From James Madison to David Montagu Erskine, 11 March 1807 [letter not found]
To David Montagu Erskine, 11 March 1807 [letter not found]
¶ To David Montagu Erskine. Letter not found. 11 March 1807. Acknowledged as received in Erskine to JM, 19 Mar. 1807, where it is described as “relative to the Schooner Morning Star of Providence, as also a Protest made by the Master and other Persons formerly belonging to the above mentioned Schooner.” A copy of the protest, dated 17 May 1806 (4 pp.), is filed with Erskine to JM, 11 June 1807 (DNA: RG 59, NFL, Great Britain, vol. 4). The protest states that the schooner set sail from Providence, Rhode Island, on 10 May 1806 “in good order and condition” with a cargo of “a few puncheons of rum, Molasses &c.” bound for Washington, North Carolina.
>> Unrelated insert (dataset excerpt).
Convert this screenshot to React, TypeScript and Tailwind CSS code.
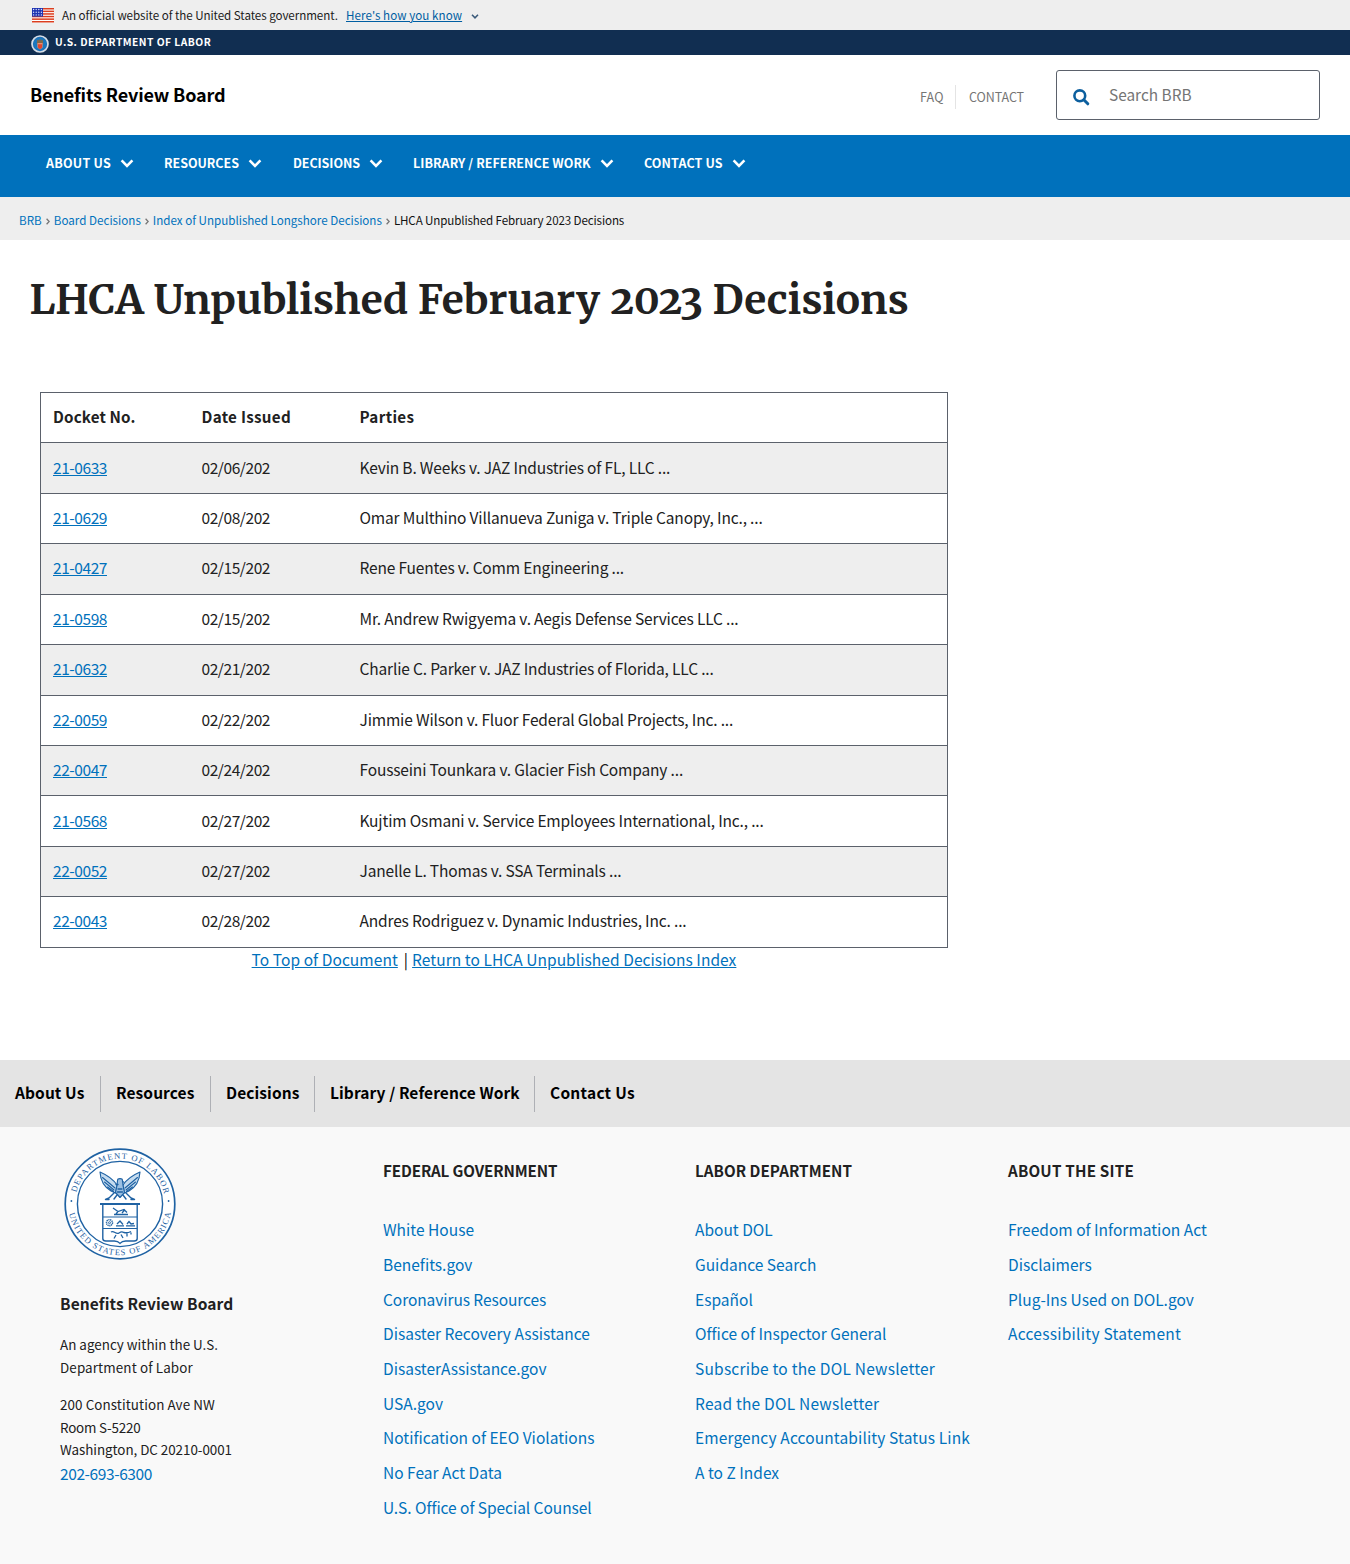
import type { ReactNode } from 'react';

const SANS = "font-['Source_Sans_Pro','Noto_Sans_CJK_SC','Noto_Sans',sans-serif]";

const rows: [string, string, string][] = [
  ['21-0633', '02/06/202', 'Kevin B. Weeks v. JAZ Industries of FL, LLC ...'],
  ['21-0629', '02/08/202', 'Omar Multhino Villanueva Zuniga v. Triple Canopy, Inc., ...'],
  ['21-0427', '02/15/202', 'Rene Fuentes v. Comm Engineering ...'],
  ['21-0598', '02/15/202', 'Mr. Andrew Rwigyema v. Aegis Defense Services LLC ...'],
  ['21-0632', '02/21/202', 'Charlie C. Parker v. JAZ Industries of Florida, LLC ...'],
  ['22-0059', '02/22/202', 'Jimmie Wilson v. Fluor Federal Global Projects, Inc. ...'],
  ['22-0047', '02/24/202', 'Fousseini Tounkara v. Glacier Fish Company ...'],
  ['21-0568', '02/27/202', 'Kujtim Osmani v. Service Employees International, Inc., ...'],
  ['22-0052', '02/27/202', 'Janelle L. Thomas v. SSA Terminals ...'],
  ['22-0043', '02/28/202', 'Andres Rodriguez v. Dynamic Industries, Inc. ...'],
];

const nav: [string, string, string][] = [
  ['ABOUT US', 'w-[118px]', 'tracking-[0.22px]'],
  ['RESOURCES', 'w-[129px]', 'tracking-[-0.03px]'],
  ['DECISIONS', 'w-[120px]', 'tracking-[-0.08px]'],
  ['LIBRARY / REFERENCE WORK', 'w-[231px]', 'tracking-[0.07px]'],
  ['CONTACT US', 'w-[130px]', 'tracking-[0.12px]'],
];

const footerNav: [string, string][] = [
  ['About Us', 'w-[101px]'],
  ['Resources', 'w-[110px]'],
  ['Decisions', 'w-[104px]'],
  ['Library / Reference Work', 'w-[220px]'],
  ['Contact Us', 'w-[120px] tracking-[0.250px]'],
];

const columns: [string, string, string, string[]][] = [
  [
    'FEDERAL GOVERNMENT',
    'w-[312px]',
    'tracking-[-0.130px]',
    [
      'White House',
      'Benefits.gov',
      'Coronavirus Resources',
      'Disaster Recovery Assistance',
      'DisasterAssistance.gov',
      'USA.gov',
      'Notification of EEO Violations',
      'No Fear Act Data',
      'U.S. Office of Special Counsel',
    ],
  ],
  [
    'LABOR DEPARTMENT',
    'w-[313px]',
    'tracking-[0.050px]',
    [
      'About DOL',
      'Guidance Search',
      'Español',
      'Office of Inspector General',
      'Subscribe to the DOL Newsletter',
      'Read the DOL Newsletter',
      'Emergency Accountability Status Link',
      'A to Z Index',
    ],
  ],
  [
    'ABOUT THE SITE',
    'w-[300px]',
    'tracking-[0.200px]',
    ['Freedom of Information Act', 'Disclaimers', 'Plug-Ins Used on DOL.gov', 'Accessibility Statement'],
  ],
];

// Letter-spacing corrections for the longer footer links.
const linkTracking: Record<string, string> = {
  'Subscribe to the DOL Newsletter': 'tracking-[0.220px]',
  'Read the DOL Newsletter': 'tracking-[0.220px]',
  'Emergency Accountability Status Link': 'tracking-[0.130px]',
  'Accessibility Statement': 'tracking-[0.270px]',
  'Coronavirus Resources': 'tracking-[-0.070px]',
  'U.S. Office of Special Counsel': 'tracking-[-0.050px]',
};

function Flag() {
  return (
    <svg viewBox="0 0 22 15" className="h-[15px] w-[22px] shrink-0">
      <rect width="22" height="15" fill="#fff" />
      {[0, 1, 2, 3, 4, 5].map((i) => (
        <rect key={i} y={i * 2.6} width="22" height="1.5" fill="#db3e1f" />
      ))}
      <rect width="11" height="8.6" fill="#1e33b1" />
      {[1.5, 4.2, 6.9].map((y) =>
        [1.6, 4.2, 6.8, 9.4].map((x) => <circle key={`${x}-${y}`} cx={x} cy={y} r="0.7" fill="#dfe4ff" />),
      )}
    </svg>
  );
}

function SmallSeal() {
  return (
    <svg viewBox="0 0 18 18" className="h-[18px] w-[18px] shrink-0">
      <circle cx="9" cy="9" r="8" fill="#1f6fb5" stroke="#d5dde6" strokeWidth="1.7" />
      <circle cx="9" cy="9" r="6.2" fill="#1878c0" />
      <path d="M6.200 4.600 8 5.400 9 3.600l1 1.800 1.800-.8.4 5H5.800z" fill="#80694a" />
      <path d="M6.400 8h5.200v4.600L9 14.600l-2.600-2z" fill="#e3907a" />
      <path d="M7 9.200h4v3.400L9 14.200l-2-1.600z" fill="#e2452c" />
    </svg>
  );
}

function Chevron({ className, width }: { className: string; width: number }) {
  return (
    <svg viewBox="0 0 14 9" className={className} fill="none" stroke="currentColor" strokeWidth={width}>
      <path d="M1.6 1.4 7 6.8l5.4-5.4" />
    </svg>
  );
}

function Seal() {
  const serif = "font-['Liberation_Serif',serif] text-[8.5px]";
  return (
    <svg viewBox="0 0 112 112" className="h-[112px] w-[112px]" fill="none" stroke="#1f62a3">
      <defs>
        <path id="arcTop" d="M10.800 56a45.200 45.200 0 0 1 90.400 0" />
        <path id="arcBottom" d="M5 64.500a51.800 51.800 0 0 0 102 0" />
      </defs>
      <circle cx="56" cy="56" r="54.800" strokeWidth="1.700" fill="#fff" />
      <circle cx="56" cy="56" r="42.600" strokeWidth="1.400" />
      <g fill="#1f62a3" stroke="none">
        <text className={serif}>
          <textPath href="#arcTop" startOffset="11.500" textLength="120" lengthAdjust="spacing">
            DEPARTMENT OF LABOR
          </textPath>
        </text>
        <text className={serif}>
          <textPath href="#arcBottom" startOffset="1" textLength="143" lengthAdjust="spacing">
            UNITED STATES OF AMERICA
          </textPath>
        </text>
        <circle cx="7.400" cy="53" r="0.900" />
        <circle cx="104.600" cy="53" r="0.900" />
      </g>
      <g strokeWidth="1.150" strokeLinecap="round" strokeLinejoin="round">
        <path d="M36 24c.5 8.500 5 15.500 11 19l4.500 2 1.500-8c-4-6-10-10-17-13z" fill="#c4dbef" />
        <path d="M76 24c-.5 8.500-5 15.500-11 19l-4.500 2-1.500-8c4-6 10-10 17-13z" fill="#c4dbef" />
        <path d="M38.500 29.500 51 40M40.500 34l9.500 8M43.500 39l6 4.500M73.500 29.500 61 40M71.500 34 62 42M68.500 39l-6 4.500" />
        <path d="M53.500 32.500c0-2.500 5-2.500 5 0l.5 5 1.500 7-4.500 5-4.500-5 1.500-7z" fill="#9cc0e2" />
        <path d="M52 36.500h2M58.500 33.500l1.500.8M54 41h4M53.500 44h5" strokeWidth="1.300" />
        <path d="m50 45-5 5-3.500 1.500M62 45l5 5 3.500 1.500M53 47l-3 4M59 47l3 4M45 51.500h-3M67 51.500h3" strokeWidth="1.400" />
      </g>
      <path d="M36 56h40" strokeWidth="2" />
      <path d="M38.800 56v34.500q0 2.500 3 2.500h8.500q3.700 0 5.700 2.400 2-2.400 5.700-2.400h8.500q3 0 3-2.500V56" strokeWidth="1.400" />
      <path d="M39 69h34M39 80.500h34" strokeWidth="1.200" />
      <circle cx="45.500" cy="74.700" r="3" strokeWidth="1.500" strokeDasharray="1.200 .6" />
      <circle cx="45.500" cy="74.700" r="1" strokeWidth="0.900" />
      <path
        d="m49 60 5 3.500 6-2 3 3M50 66.500h14M54 63.500l-2 2.500M61 61.500l-3 3.500M52 77.800h8M53 76l3-3 3 3.500M62 77.800h9M63 76l2-2.500 2 2.500 3-.5M47 84c3-2 5 3 8 1s3-1 5-.5 4 .5 7-1M52 87l-2 3.500M57 86.500l2 3.500M63 85.500v3M67 84.500v2"
        strokeWidth="1.300"
      />
    </svg>
  );
}

function Link({ children, className = '' }: { children: ReactNode; className?: string }) {
  return (
    <a href="#" className={`text-[#0071bc] ${className}`}>
      {children}
    </a>
  );
}

function Crumbs() {
  const sep = (
    <svg viewBox="0 0 4 7" className="mx-[4px] mt-[3px] h-[7px] w-[4px]" fill="none" stroke="#757575" strokeWidth="1.300">
      <path d="m.6.8 2.600 2.700L.6 6.200" />
    </svg>
  );
  return (
    <div className="flex h-[43px] items-center bg-[#eeeeee] pt-[2px] pl-[19px] text-[11.600px] leading-[20px] text-[#111]">
      <Link className="tracking-[0.050px]">BRB</Link>
      {sep}
      <Link className="tracking-[0.020px]">Board Decisions</Link>
      {sep}
      <Link>Index of Unpublished Longshore Decisions</Link>
      {sep}
      <span className="tracking-[-0.120px]">LHCA Unpublished February 2023 Decisions</span>
    </div>
  );
}

export default function App() {
  return (
    <div className={`h-[1564px] w-[1350px] overflow-hidden bg-white text-[15.200px] whitespace-nowrap text-[#212121] ${SANS}`}>
      <div className="flex h-[30px] items-center bg-[#eeeeee] pl-8 text-[11.600px] leading-[20px] text-[#1b1b1b]">
        <Flag />
        <span className="ml-2 w-[284px] tracking-[-0.050px]">An official website of the United States government.</span>
        <span className="w-[117px] tracking-[0.060px] text-[#005ea2] underline underline-offset-1">Here's how you know</span>
        <Chevron className="mt-[3px] ml-[8px] h-[5px] w-[8px] text-[#3a5a7a]" width={2.8} />
      </div>

      <div className="flex h-[25px] items-center bg-[#112e51] pl-[31px] text-white">
        <div className="mt-[3px] flex">
          <SmallSeal />
        </div>
        <span className="mb-[1px] ml-[6px] text-[10.300px] leading-[16px] font-bold tracking-[0.460px]">U.S. DEPARTMENT OF LABOR</span>
      </div>

      <header className="flex h-[80px] items-center pr-[30px] pl-[30px]">
        <h1 className="mr-auto mb-[2px] text-[18px] leading-[24px] font-bold tracking-[-0.150px] text-black">Benefits Review Board</h1>
        <div className="mt-[3px] flex items-center text-[12.500px] leading-[24px] text-[#757575]">
          <span className="h-[24px] w-[36px] border-r border-[#e4e4e4] tracking-[0.200px]">FAQ</span>
          <span className="w-[100px] pl-[13px] tracking-[-0.070px]">CONTACT</span>
        </div>
        <div className="flex h-[50px] w-[264px] items-center rounded-[3px] border border-[#5b616b] bg-white pl-[16px]">
          <svg viewBox="0 0 17 17" className="mt-[4px] h-[17px] w-[17px] shrink-0" fill="none" stroke="#0c5f9e">
            <circle cx="6.800" cy="6.800" r="5.400" strokeWidth="2.600" />
            <path d="m10.800 10.800 4 4" strokeWidth="3" strokeLinecap="round" />
          </svg>
          <span className="mb-[2px] ml-[19px] text-[15.400px] leading-[24px] text-[#757575]">Search BRB</span>
        </div>
      </header>

      <nav className="flex h-[62px] bg-[#0071bc] pt-[16px] pl-[46px] text-[12.500px] leading-[24px] font-bold text-white">
        {nav.map(([label, width, tracking]) => (
          <div key={label} className={`flex h-[24px] items-center ${width}`}>
            <span className={tracking}>{label}</span>
            <Chevron className="ml-[9px] h-[9px] w-[14px]" width={2.6} />
          </div>
        ))}
      </nav>

      <Crumbs />

      <main className="h-[820px]">
        <h2 className="h-[152px] pt-[34px] pl-[29.500px] font-['Merriweather','Noto_Serif',serif] text-[40.600px] leading-[52px] font-bold tracking-[0.075px] oldstyle-nums">
          LHCA Unpublished February 2023 Decisions
        </h2>
        <div className="ml-[40px] w-[908px]">
          <table className="w-full table-fixed border-collapse border border-[#5b616b]">
            <colgroup>
              <col className="w-[149px]" />
              <col className="w-[158px]" />
              <col />
            </colgroup>
            <thead>
              <tr className="h-[50.430px] text-left font-bold">
                <th className="px-3 pb-[2px] tracking-[0.140px]">Docket No.</th>
                <th className="px-3 pb-[2px] tracking-[0.300px]">Date Issued</th>
                <th className="px-3 pb-[2px] tracking-[0.350px]">Parties</th>
              </tr>
            </thead>
            <tbody>
              {rows.map(([docket, date, parties]) => (
                <tr key={docket} className="h-[50.430px] border-t border-[#5b616b] text-[15.500px] leading-[24px] odd:bg-[#eeeeee]">
                  <td className="px-3 pb-[3px] tracking-[-0.430px]">
                    <Link className="underline underline-offset-1">{docket}</Link>
                  </td>
                  <td className="px-3 pb-[3px] tracking-[-0.430px]">{date}</td>
                  <td className="px-3 pb-[3px] tracking-[-0.160px]">{parties}</td>
                </tr>
              ))}
            </tbody>
          </table>
          <div className="-mt-px flex justify-center text-[15.500px] leading-[25px] tracking-[0.060px] text-black">
            <Link className="underline underline-offset-1">To Top of Document</Link>
            <span className="mr-[4px] ml-[6px]">|</span>
            <Link className="underline underline-offset-1">Return to LHCA Unpublished Decisions Index</Link>
          </div>
        </div>
      </main>

      <footer>
        <div className="flex h-[67px] bg-[#e4e4e4] pt-[16px] text-[15.500px] leading-[33px] font-bold tracking-[0.090px] text-black">
          {footerNav.map(([label, width]) => (
            <div key={label} className={`h-[36px] border-r border-[#aeb0b5] pl-[15px] last:border-r-0 ${width}`}>
              {label}
            </div>
          ))}
        </div>
        <div className="flex h-[437px] bg-[#f9f9f9]">
          <div className="w-[383px] pt-[20.500px] pl-[60px]">
            <div className="ml-[4px]">
              <Seal />
            </div>
            <div className="mt-[31.500px] text-[15.500px] leading-[24px] font-bold tracking-[0.110px]">Benefits Review Board</div>
            <p className="mt-[18px] text-[13.420px] leading-[22.500px] tracking-[0.010px]">
              An agency within the U.S.
              <br />
              <span className="tracking-[0.120px]">Department of Labor</span>
            </p>
            <p className="mt-[15px] text-[13.420px] leading-[22.500px]">
              <span className="tracking-[0.080px]">200 Constitution Ave NW</span>
              <br />
              <span className="tracking-[-0.200px]">Room S-5220</span>
              <br />
              <span className="tracking-[-0.050px]">Washington, DC 20210-0001</span>
            </p>
            <div className="-mt-px text-[15.500px] leading-[26px] tracking-[-0.400px]">
              <Link>202-693-6300</Link>
            </div>
          </div>
          {columns.map(([title, width, tracking, links]) => (
            <div key={title} className={`pt-[31px] ${width}`}>
              <h3 className={`mb-[30.300px] leading-[24px] font-bold ${tracking}`}>{title}</h3>
              <ul className="text-[15.500px]">
                {links.map((l) => (
                  <li key={l} className="h-[34.700px] leading-[34.700px]">
                    <Link className={linkTracking[l] ?? 'tracking-[0.010px]'}>{l}</Link>
                  </li>
                ))}
              </ul>
            </div>
          ))}
        </div>
      </footer>
    </div>
  );
}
Five days later an unidentified British ship stopped and damaged the Morning Star with “three Vollies of small Arms,” boarded it, and impressed one member of its crew. That evening the Morning Star sprang a leak, and after encountering rough seas and windy conditions, it went aground near Ocracoke the next day and could not be saved. The signers of the protest blamed the loss of the schooner and its cargo on the British attack and the weather rather than on any negligence on their part. The statement was sworn before notary public John Wallace of Carteret County, North Carolina, by the Morning Star’s William Aldridge, master; Jeremiah Randall, mate; and William Rustin and Joseph Alsatt, seamen.